Cronenberg siempre nos ha hablado de la incomunicación y la deshumanización del hombre. Viene haciéndolo desde sus películas de la «nueva carne» donde la tecnología y la ciencia actuaban directa, física y mentalmente sobre sus personajes, mutándolos, aislándolos, trastornándolos y abocándolos a la más profunda soledad. Las películas adscritas a aquella etiqueta y las cintas de terror que Cronenberg realizó anteriormente, que abarcan desde la década de los 70 hasta la de los 90, eran películas rodadas de forma sucia, que si bien con el tiempo se fueron estilizando estéticamente, siempre tuvieron ese halo de cine underground bien resuelto. Pero con el cambio de década el director canadiense se lanzó a un estilo muchísimo más depurado, más elegante, que pese a usarlo para contar historias de individuos de cierta marginalidad, en ningún caso los llevaba hasta los extremos de sus anteriores obras. Cosmopolis vuelve a aquellos temas de alienación profunda y lo hace con la estética sobria y elegante que el director ha atesorado en los últimos años. Y la enmarca dentro de la locura incompresible de una crisis económica desquiciante.

Cosmopolis Cronenberg

Para sumergirnos en ese universo alienado, Cronenberg llena la película de planos extraños, hipnóticos, sugerentes, con movimientos de cámara lentos, que se mecen, que flotan, que nos abducen a un mundo casi onírico, que parece que se nos escapa, que no controlamos (¿controlamos nuestras vidas?) y compone un microcosmos cargado de personajes que comparten espacios y conversaciones pero que no logran crear ningún lazo afectivo que los una. La primera parte ocurre casi en su totalidad dentro de la limusina del protagonista, en que se suceden las conversaciones densas sobre economía, que seguimos sin entender demasiado, como ocurre en la misma realidad económica que nos avasalla. Lo que no se nos escapa es la revuelta del pueblo hundido en la pobreza y la frustración. Pero los poderosos (personificados en el personaje de Robert Pattinson) son fríos, hieráticos y ajenos a una sociedad que no repercute en casi nada en su condición de vida (la escena de los manifestantes agrediendo estérilmente al coche compone una metáfora que hiela la sangre). Aislados, protegidos, caprichosos, los Pattinson del mundo viven en su burbuja, su limusina. Pero Cosmopolis querrá que finalmente salgan al exterior y se enfrenten al mundo que en parte han provocado.
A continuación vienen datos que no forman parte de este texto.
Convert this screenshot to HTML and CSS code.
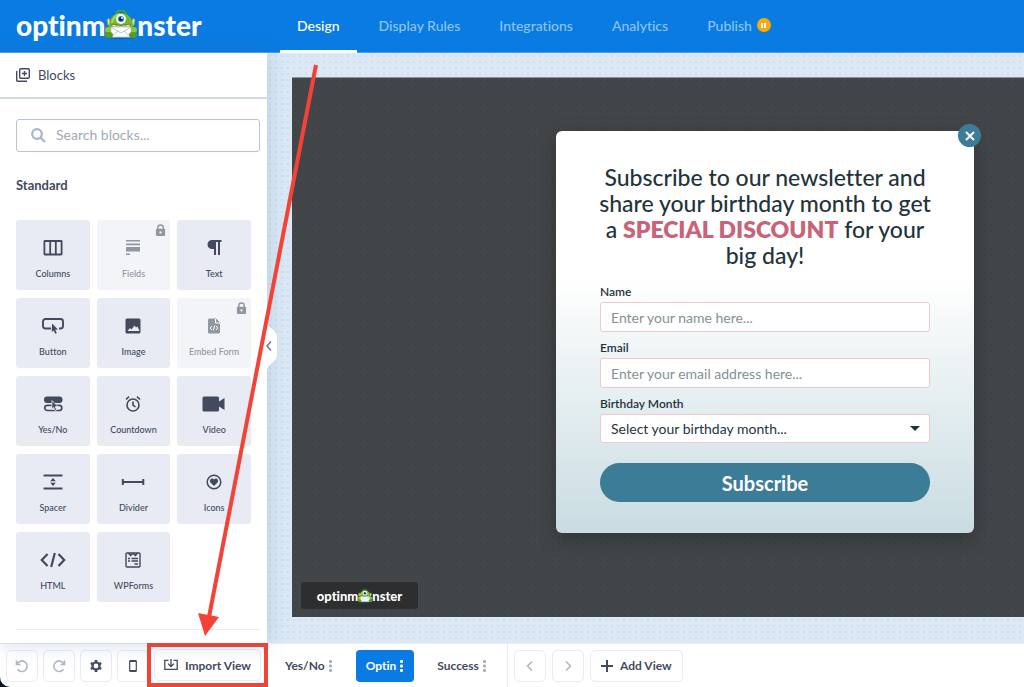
FILE: index.html
```
<!DOCTYPE html>
<html lang="en">
<head>
  <meta charset="UTF-8">
  <meta name="viewport" content="width=device-width, initial-scale=1.0">
  <title>OptinMonster Builder</title>
  <link rel="stylesheet" href="styles.css">
</head>
<body>
  <svg class="defs" aria-hidden="true">
    <symbol id="monster" viewBox="0 0 34 30">
      <ellipse cx="17" cy="27" rx="15" ry="2" fill="#0563b5"/>
      <path d="M12 4c1-5 9-5 10 0" fill="none" stroke="#5fa51c" stroke-width="1.5"/>
      <path d="M5 8L3 10l1 5 3 1M29 8l2 2-1 5-3 1" fill="#e8dca0" stroke="#a89a4a"/>
      <path d="M5 17C5 8 10 3 17 3s12 5 12 14l1 9H4z" fill="#76b82a"/>
      <path d="M8 13c1-5 4-8 8-9" fill="none" stroke="#a5da4c" stroke-width="2"/>
      <circle cx="17" cy="9" r="5" fill="#fff"/>
      <circle cx="17" cy="9" r="3" fill="#1b8ac9"/>
      <circle cx="17" cy="9" r="2" fill="#10263c"/>
      <circle cx="18" cy="8" r="1" fill="#fff"/>
      <path d="M8 14q9 3 18 0v3H8z" fill="#f8edc0" stroke="#64831f"/>
      <path d="M12 15v2M15 15v2M19 15v2M22 15v2" stroke="#9aa558"/>
      <rect x="7" y="17" width="20" height="10" rx="1" fill="#fff" stroke="#c7d5df"/>
      <path d="M7 17l10 6 10-6M7 27l7-6M27 27l-7-6" fill="none" stroke="#b5c7d3"/>
      <circle cx="4" cy="20" r="3" fill="#8bca33"/>
      <circle cx="30" cy="20" r="3" fill="#8bca33"/>
      <ellipse cx="5" cy="25" rx="4" ry="3" fill="#5c9b20"/>
      <ellipse cx="29" cy="25" rx="4" ry="3" fill="#5c9b20"/>
    </symbol>
    <symbol id="lock" viewBox="0 0 12 14">
      <path d="M3 6V4a3 3 0 0 1 6 0v2" fill="none" stroke="currentColor" stroke-width="1.5"/>
      <path fill-rule="evenodd" d="M2 5h8a1 1 0 0 1 1 1v6a1 1 0 0 1-1 1H2a1 1 0 0 1-1-1V6a1 1 0 0 1 1-1zm4 2.700a1.300 1.300 0 1 0 0 2.600 1.300 1.300 0 0 0 0-2.600z" fill="currentColor"/>
    </symbol>
    <symbol id="dots" viewBox="0 0 4 12">
      <rect x="0" y="0" width="3" height="3" rx="1" fill="currentColor"/>
      <rect x="0" y="4.500" width="3" height="3" rx="1" fill="currentColor"/>
      <rect x="0" y="9" width="3" height="3" rx="1" fill="currentColor"/>
    </symbol>
  </svg>

  <div class="app">
    <header class="topbar">
      <a class="logo" href="#" aria-label="optinmonster"><span>optinm</span><svg><use href="#monster"/></svg><span>nster</span></a>
      <nav class="tabs">
        <a class="active" href="#">Design</a>
        <a href="#">Display Rules</a>
        <a href="#">Integrations</a>
        <a href="#">Analytics</a>
        <a href="#">Publish <span class="paused"></span></a>
      </nav>
    </header>

    <div class="main">
      <aside class="sidebar">
        <div class="sidebar-title">
          <svg width="14" height="14" viewBox="0 0 14 14" fill="none" stroke="currentColor" stroke-width="1.400"><rect x="3.700" y=".7" width="9.600" height="9.600" rx="1"/><path d="M.7 3v9.300a1 1 0 0 0 1 1H11M8.500 3v5M6 5.500h5"/></svg>
          Blocks
        </div>
        <div class="sidebar-body">
          <label class="search">
            <svg width="15" height="15" viewBox="0 0 15 15" fill="none" stroke="currentColor" stroke-width="2.200"><circle cx="6" cy="6" r="4.800"/><path d="M9.500 9.500l4.500 4.500"/></svg>
            <input type="text" placeholder="Search blocks..." aria-label="Search blocks">
          </label>
          <h2>Standard</h2>
          <div class="blocks">
            <button class="block" type="button">
              <svg viewBox="0 0 26 20" fill="none" stroke="currentColor" stroke-width="1.800"><rect x="4.400" y="3" width="17.200" height="13.500" rx=".5"/><path d="M10.200 3v13.500M15.800 3v13.500"/></svg>
              Columns
            </button>
            <button class="block locked" type="button" disabled>
              <svg viewBox="0 0 26 20" fill="currentColor"><path d="M6 2h14v1.600H6zM6 5.600h14v1.600H6zM6 9h14v4.500H6zM6 15.500h4v1.500H6z"/></svg>
              Fields
              <svg class="lock"><use href="#lock"/></svg>
            </button>
            <button class="block" type="button">
              <svg viewBox="0 0 26 20" fill="currentColor"><path d="M11 2h9.500v2H19v13h-2V4h-2v13h-2v-6h-2a4.500 4.500 0 0 1 0-9z"/></svg>
              Text
            </button>
            <button class="block" type="button">
              <svg viewBox="0 0 26 20"><path d="M11 12.500H5.500a2.500 2.500 0 0 1-2.500-2.500V5.500A2.500 2.500 0 0 1 5.500 3h15A2.500 2.500 0 0 1 23 5.500V10a2.500 2.500 0 0 1-2.500 2.500H19" fill="none" stroke="currentColor" stroke-width="1.900"/><path d="M12 7.500l6 6-2.800.2 1.600 3.300-1.600.8-1.500-3.400-1.900 1.600z" fill="currentColor"/></svg>
              Button
            </button>
            <button class="block" type="button">
              <svg viewBox="0 0 26 20"><rect x="5.500" y="2.500" width="15" height="15" rx="1.500" fill="currentColor"/><path d="M7.500 15l2.500-3 1.500 1.500 3-4 1.500 2 1.500-1 2 4.500z" fill="#e8ebf3"/></svg>
              Image
            </button>
            <button class="block locked" type="button" disabled>
              <svg viewBox="0 0 26 20"><path d="M8.500 2.500H15l4 4V16a1.500 1.500 0 0 1-1.500 1.500h-9A1.500 1.500 0 0 1 7 16V4a1.500 1.500 0 0 1 1.500-1.500z" fill="currentColor"/><path d="M14.500 3v4H19M11 10l-2 2 2 2M15 10l2 2-2 2M13.800 9.500l-1.600 5" fill="none" stroke="#fff" stroke-width="1"/></svg>
              Embed Form
              <svg class="lock"><use href="#lock"/></svg>
            </button>
            <button class="block" type="button">
              <svg viewBox="0 0 26 20"><rect x="4" y="2.500" width="18.500" height="6.500" rx="3" fill="currentColor"/><rect x="4.800" y="11.300" width="17" height="5.200" rx="2.500" fill="none" stroke="currentColor" stroke-width="1.700"/><path d="M12 6.500l6 6-2.800.2 1.500 3.200-1.600.8-1.500-3.300-1.900 1.500z" fill="currentColor" stroke="#e8ebf3" stroke-width=".8"/></svg>
              Yes/No
            </button>
            <button class="block" type="button">
              <svg viewBox="0 0 26 20" fill="none" stroke="currentColor" stroke-width="1.600"><circle cx="13" cy="11" r="6"/><path d="M13 7.500V11l2.500 2M6 5.500l3-2.800M20 5.500l-3-2.800"/></svg>
              Countdown
            </button>
            <button class="block" type="button">
              <svg viewBox="0 0 26 20" fill="currentColor"><path d="M3 2.500h13.500a1.500 1.500 0 0 1 1.500 1.500v3.500l5.500-3.500v12L18 12.500V16a1.500 1.500 0 0 1-1.500 1.500H3A1.500 1.500 0 0 1 1.500 16V4A1.500 1.500 0 0 1 3 2.500z"/></svg>
              Video
            </button>
            <button class="block" type="button">
              <svg viewBox="0 0 26 20" fill="currentColor"><path d="M3.500 2.500h19v2h-19zM3.500 15.500h19v2h-19zM13 6l2.800 3.300h-5.600zM13 14l2.800-3.300h-5.600z"/></svg>
              Spacer
            </button>
            <button class="block" type="button">
              <svg viewBox="0 0 26 20" fill="currentColor"><path d="M1.800 7h2v2h18.500V7h2v6h-2v-2H3.800v2h-2z"/></svg>
              Divider
            </button>
            <button class="block" type="button">
              <svg viewBox="0 0 26 20"><circle cx="13" cy="10" r="6.800" fill="none" stroke="currentColor" stroke-width="1.500"/><path d="M13 14L9.500 10.500C7.500 8 11 5 13 7.500c2-2.500 5.500.5 3.500 3z" fill="currentColor"/></svg>
              Icons
            </button>
            <button class="block" type="button">
              <svg viewBox="0 0 26 20" fill="none" stroke="currentColor" stroke-width="2.200"><path d="M7.500 4L1.800 10l5.700 6M18.500 4l5.700 6-5.700 6M14.800 3l-3.600 14"/></svg>
              HTML
            </button>
            <button class="block" type="button">
              <svg viewBox="0 0 26 20" fill="none" stroke="currentColor" stroke-width="1.400"><rect x="6" y="3" width="14" height="14" rx="1"/><path d="M8.500 3l2 2.500L13 3.500l2.500 2 2-2.500M8 8.500h2M11.500 8.500H18M8 11h2M11.500 11H18M14.500 14H18"/></svg>
              WPForms
            </button>
          </div>
          <hr>
        </div>
        <button class="collapse" type="button" aria-label="Collapse sidebar">
          <svg width="14" height="48" viewBox="0 0 14 48"><path d="M0 0h1c1 7 10 7 10 16v16c0 9-9 9-10 16H0z" fill="#fff"/><path d="M5 19.500L1 24l4 4.500" fill="none" stroke="#6d778c" stroke-width="1.500"/></svg>
        </button>
      </aside>

      <main class="canvas">
        <section class="preview">
          <form class="popup">
            <button class="close" type="button" aria-label="Close">
              <svg width="10" height="10" viewBox="0 0 10 10" stroke="#fff" stroke-width="2"><path d="M1 1l8 8M9 1L1 9"/></svg>
            </button>
            <h1>Subscribe to our newsletter and<br>share your birthday month to get<br>a <strong>SPECIAL DISCOUNT</strong> for your<br>big day!</h1>
            <label for="name">Name</label>
            <input id="name" type="text" placeholder="Enter your name here...">
            <label for="email">Email</label>
            <input id="email" type="email" placeholder="Enter your email address here...">
            <label for="month">Birthday Month</label>
            <div class="select">
              <select id="month">
                <option>Select your birthday month...</option>
              </select>
            </div>
            <button class="subscribe" type="submit">Subscribe</button>
          </form>
          <a class="badge logo" href="#" aria-label="optinmonster"><span>optinm</span><svg><use href="#monster"/></svg><span>nster</span></a>
        </section>
      </main>
    </div>

    <footer class="bottombar">
      <div class="tools">
        <button class="btn faded" type="button" aria-label="Undo">
          <svg width="14" height="14" viewBox="0 0 14 14" fill="none" stroke="currentColor" stroke-width="1.600"><path d="M1.500 1.500V5.500h4M2 5.200a5.300 5.300 0 1 1 .5 5"/></svg>
        </button>
        <button class="btn faded" type="button" aria-label="Redo">
          <svg width="14" height="14" viewBox="0 0 14 14" fill="none" stroke="currentColor" stroke-width="1.600"><path d="M12.500 1.500V5.500h-4M12 5.200a5.300 5.300 0 1 0-.5 5"/></svg>
        </button>
        <button class="btn" type="button" aria-label="Settings">
          <svg width="14" height="14" viewBox="0 0 14 14" fill="none" stroke="currentColor"><circle cx="7" cy="7" r="3.500" stroke-width="2.200"/><path d="M7 1v2M7 11v2M1.800 4l1.700 1M10.500 9l1.700 1M1.800 10l1.700-1M10.500 5l1.700-1" stroke-width="2.600"/></svg>
        </button>
        <button class="btn" type="button" aria-label="Mobile view">
          <svg width="14" height="14" viewBox="0 0 14 14"><rect x="3.700" y="1.700" width="6.600" height="10.600" rx="1" fill="none" stroke="currentColor" stroke-width="1.200"/><path d="M3.500 1.500h7v1.500h-7zM3.500 11h7v1.500h-7z" fill="currentColor"/></svg>
        </button>
        <div class="highlight">
          <button class="btn" type="button">
            <svg width="14" height="12" viewBox="0 0 14 12" fill="none" stroke="currentColor" stroke-width="1.300"><path d="M4.500 1.300H.8v9h12.400v-9H9.500M7 0v7M4.200 4.800L7 7.600l2.800-2.800"/></svg>
            Import View
          </button>
        </div>
      </div>
      <div class="views">
        <button class="view" type="button">Yes/No <svg><use href="#dots"/></svg></button>
        <button class="view current" type="button">Optin <svg><use href="#dots"/></svg></button>
        <button class="view" type="button">Success <svg><use href="#dots"/></svg></button>
      </div>
      <div class="pager">
        <button class="btn faded" type="button" aria-label="Previous view">
          <svg width="14" height="14" viewBox="0 0 14 14" fill="none" stroke="currentColor" stroke-width="1.600"><path d="M9 2.500L4.500 7 9 11.500"/></svg>
        </button>
        <button class="btn faded" type="button" aria-label="Next view">
          <svg width="14" height="14" viewBox="0 0 14 14" fill="none" stroke="currentColor" stroke-width="1.600"><path d="M5 2.500L9.500 7 5 11.500"/></svg>
        </button>
        <button class="btn add" type="button">
          <svg width="12" height="12" viewBox="0 0 12 12" stroke="currentColor" stroke-width="2"><path d="M6 0v12M0 6h12"/></svg>
          Add View
        </button>
      </div>
    </footer>

    <svg class="arrow" width="330" height="640" viewBox="0 0 330 640" aria-hidden="true">
      <path d="M316 65L209 617" stroke="#f44336" stroke-width="4"/>
      <path d="M198 613l21 4-14 19z" fill="#f44336"/>
    </svg>
  </div>
</body>
</html>
```
FILE: styles.css
```
* {
  box-sizing: border-box;
}
body {
  margin: 0;
  background-color: #0c1420;
  font-family: Lato, sans-serif;
  font-size: 13px;
  font-variant-ligatures: none;
  color: #434a5e;
}
button, input, select {
  font: inherit;
  color: inherit;
}
button {
  padding: 0;
  border: 0;
  background: none;
}
a {
  text-decoration: none;
}
.defs {
  display: none;
}
.app {
  position: relative;
  display: flex;
  flex-direction: column;
  height: 100vh;
  overflow: hidden;
  border-bottom-left-radius: 10px;
  background-color: #fff;
}

/* top bar */
.topbar {
  display: flex;
  flex: none;
  height: 53px;
  background-color: #0a7be2;
  border-bottom: 1px solid #4ea0ea;
}
.logo {
  display: flex;
  align-items: center;
  color: #fff;
  font-weight: 900;
}
.topbar .logo {
  width: 280px;
  padding: 0 0 2px 16px;
  font-size: 28px;
}
.topbar .logo svg {
  width: 34px;
  height: 30px;
  margin: 0 -1px;
}
.tabs {
  display: flex;
  gap: 5px;
  margin-bottom: -1px;
  font-size: 14px;
  font-weight: 500;
}
.tabs a {
  display: flex;
  align-items: center;
  gap: 5px;
  padding: 0 17px;
  border-bottom: 3px solid transparent;
  color: #8fc3f5;
}
.tabs .active {
  border-color: #fff;
  color: #fff;
}
.paused {
  display: flex;
  align-items: center;
  justify-content: center;
  gap: 1px;
  width: 14px;
  height: 14px;
  border-radius: 50%;
  background-color: #ffa800;
}
.paused::before, .paused::after {
  content: "";
  width: 2px;
  height: 5px;
  background-color: #fff;
}

.main {
  display: flex;
  flex: 1;
  min-height: 0;
}

/* sidebar */
.sidebar {
  position: relative;
  z-index: 1;
  flex: none;
  width: 267px;
  background-color: #fff;
  box-shadow: 0 0 20px rgba(60, 110, 160, 0.25);
}
.sidebar-title {
  display: flex;
  align-items: center;
  gap: 8px;
  height: 46px;
  padding-left: 16px;
  border-bottom: 2px solid #d3d9e6;
}
.sidebar-body {
  padding: 20px 7px 0 16px;
}
.search {
  display: flex;
  align-items: center;
  gap: 10px;
  height: 33px;
  padding-left: 14px;
  border: 1px solid #b9c3d8;
  border-radius: 3px;
  color: #a5b4d2;
}
.search input {
  flex: 1;
  min-width: 0;
  padding: 0 0 2px;
  border: 0;
  outline: 0;
  font-size: 14px;
}
.search input::placeholder {
  color: #a4a9b3;
}
.sidebar h2 {
  margin: 24px 0 26px;
  font-size: 13px;
  line-height: 18px;
}
.blocks {
  display: grid;
  grid-template-columns: repeat(3, 1fr);
  gap: 8px 7px;
  margin-right: 9px;
}
.block {
  position: relative;
  display: flex;
  flex-direction: column;
  align-items: center;
  gap: 10px;
  height: 70px;
  padding-top: 18px;
  border-radius: 3px;
  background-color: #e8ebf3;
  font-size: 9px;
  font-weight: 500;
}
.block svg {
  width: 26px;
  height: 20px;
}
.locked {
  background-color: #f3f4f8;
  color: #9196a3;
}
.block .lock {
  position: absolute;
  top: 4px;
  right: 4px;
  width: 11px;
  height: 13px;
}
.sidebar hr {
  margin: 27px 0 0;
  border: 0;
  border-top: 1px solid #e8ebf3;
}
.collapse {
  position: absolute;
  top: 269px;
  left: 100%;
  margin-left: -1px;
}
.collapse svg {
  display: block;
}

/* canvas and popup */
.canvas {
  flex: 1;
  min-width: 0;
  padding: 24px 0 26px 25px;
  background: radial-gradient(circle at center, #cbdff3 1px, transparent 1px) 0 0 / 6px 6px #dce9f5;
}
.preview {
  position: relative;
  display: flex;
  align-items: flex-start;
  justify-content: flex-end;
  height: 100%;
  padding: 53px 50px 0 0;
  border-top: 1px solid #8693a1;
  background: radial-gradient(circle at center, #3f4346 1px, transparent 1px) 0 0 / 6px 6px #424649;
}
.popup {
  position: relative;
  width: 418px;
  padding: 33px 44px 31px;
  border-radius: 6px;
  background: linear-gradient(#fff 36%, #c9dce2);
  box-shadow: 0 6px 20px rgba(0, 0, 0, 0.25);
  color: #1f343b;
}
.popup h1 {
  margin: 0 -10px 16px;
  font-size: 23px;
  font-weight: 500;
  line-height: 26px;
  text-align: center;
}
.popup h1 strong {
  font-weight: 800;
  color: #ca6377;
}
.popup label {
  display: block;
  margin-bottom: 2px;
  font-size: 12px;
  font-weight: 600;
  line-height: 16px;
}
.popup input, .popup select {
  display: block;
  width: 100%;
  height: 30px;
  padding: 0 10px;
  border: 1px solid #efc7cf;
  border-radius: 3px;
  background-color: #fff;
  font-size: 14px;
}
.popup input {
  margin-bottom: 8px;
}
.popup input::placeholder {
  color: #859095;
}
.popup select {
  appearance: none;
  height: 29px;
}
.select {
  position: relative;
}
.select::after {
  content: "";
  position: absolute;
  top: 12px;
  right: 10px;
  border: 5px solid transparent;
  border-top-color: #1f343b;
  border-bottom: 0;
}
.subscribe {
  width: 100%;
  height: 39px;
  margin-top: 20px;
  border-radius: 20px;
  background-color: #3d7c96;
  color: #fff;
  font-size: 20px;
  font-weight: 700;
}
.close {
  position: absolute;
  top: -7px;
  right: -7px;
  display: flex;
  align-items: center;
  justify-content: center;
  width: 23px;
  height: 23px;
  border-radius: 50%;
  background-color: #3d7c96;
}
.badge {
  position: absolute;
  bottom: 8px;
  left: 9px;
  justify-content: center;
  width: 117px;
  height: 27px;
  border-radius: 3px;
  background-color: #2c2e30;
  font-size: 13px;
}
.badge svg {
  width: 16px;
  height: 14px;
  margin: 0 -1px;
}

/* bottom bar */
.bottombar {
  display: flex;
  flex: none;
  height: 44px;
  border-top: 1px solid #edeff5;
  font-weight: 700;
  font-size: 12px;
}
.tools {
  display: flex;
  align-items: center;
  gap: 5px;
  width: 267px;
  padding-left: 6px;
}
.btn {
  display: flex;
  align-items: center;
  justify-content: center;
  gap: 7px;
  flex: none;
  min-width: 32px;
  height: 32px;
  border: 1px solid #e8ebf3;
  border-radius: 5px;
  background-color: #fff;
}
.faded {
  color: #b3b7c1;
}
.highlight {
  display: flex;
  align-items: center;
  flex: none;
  height: 44px;
  margin: -1px 0 0 -7px;
  border: 4px solid #f44336;
  background-color: #fff;
  position: relative;
}
.highlight .btn {
  width: 107px;
  margin: 0 3px;
}
.views {
  display: flex;
  align-items: center;
  gap: 8px;
  width: 241px;
  padding-left: 8px;
  border-right: 1px solid #e8ebf3;
}
.view {
  display: flex;
  align-items: center;
  gap: 4px;
  height: 32px;
  padding: 0 10px;
  border-radius: 4px;
}
.view svg {
  width: 4px;
  height: 12px;
  color: #a9aebb;
}
.current {
  margin: 0 5px;
  background-color: #0a7be2;
  color: #fff;
}
.current svg {
  color: #fff;
}
.pager {
  display: flex;
  align-items: center;
  gap: 6px;
  padding-left: 6px;
}
.add {
  padding: 0 10px;
}

/* pointer from the Design tab to Import View */
.arrow {
  position: absolute;
  top: 0;
  left: 0;
  z-index: 2;
  pointer-events: none;
}
```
La parte final está compuesta por una larga escena que protagonizan el mismo Robert Pattinson y Paul Giamatti, el segundo interpretando a uno de los rebeldes perjudicado por esas derivas capitalistas que se han apropiado del mundo. Giamatti basa su vida en la venganza. Y Pattinson es su objetivo. De alguna manera su motivo para vivir. Pero el colmo de su frustración se dará en el momento en que lo tenga a su merced y descubra, atormentado, que matarlo no satisfará su ira. Porque muy en el fondo, el perdedor admiraba al poderoso. Y esperaba encontrar a un ganador al que arrebatarle la vida fuese un castigo modélico. Sin embargo cara a cara se enfrenta a su más insospechada decepción. El poderoso es tan desgraciado como él, un infeliz que ha perdido el rumbo, un esclavo de su propia condición que casi admira la anárquica y desastrosa vida de aquél que ha venido a matarle. Un hombre sin ganas de luchar. Sin objetivos. Ni tan solo el odio del débil, basado en su inconfesable admiración, tiene su razón de ser. Solo existe la mutua dependencia de los dos extremos. Y la sinrazón de que cada uno siga cumpliendo, casi por inercia, el papel que la sociedad le ha deparado. Y al tiempo la infelicidad congénita del ser humano, esté del lado que esté. Así que Cronenberg, en su línea pesimista habitual, nos enfrenta a una realidad muy densa, de verborrea barroca, pero que funciona como radiografía de la sociedad actual y a una conclusión: no tenemos salvación. Ni unos ni otros. Porque nos hemos equivocado en el modelo, que solo produce frustración, deshumanización. Y la crisis es el problema hoy. Mañana será otra cosa. Como otra cosa fue ayer. El problema somos nosotros.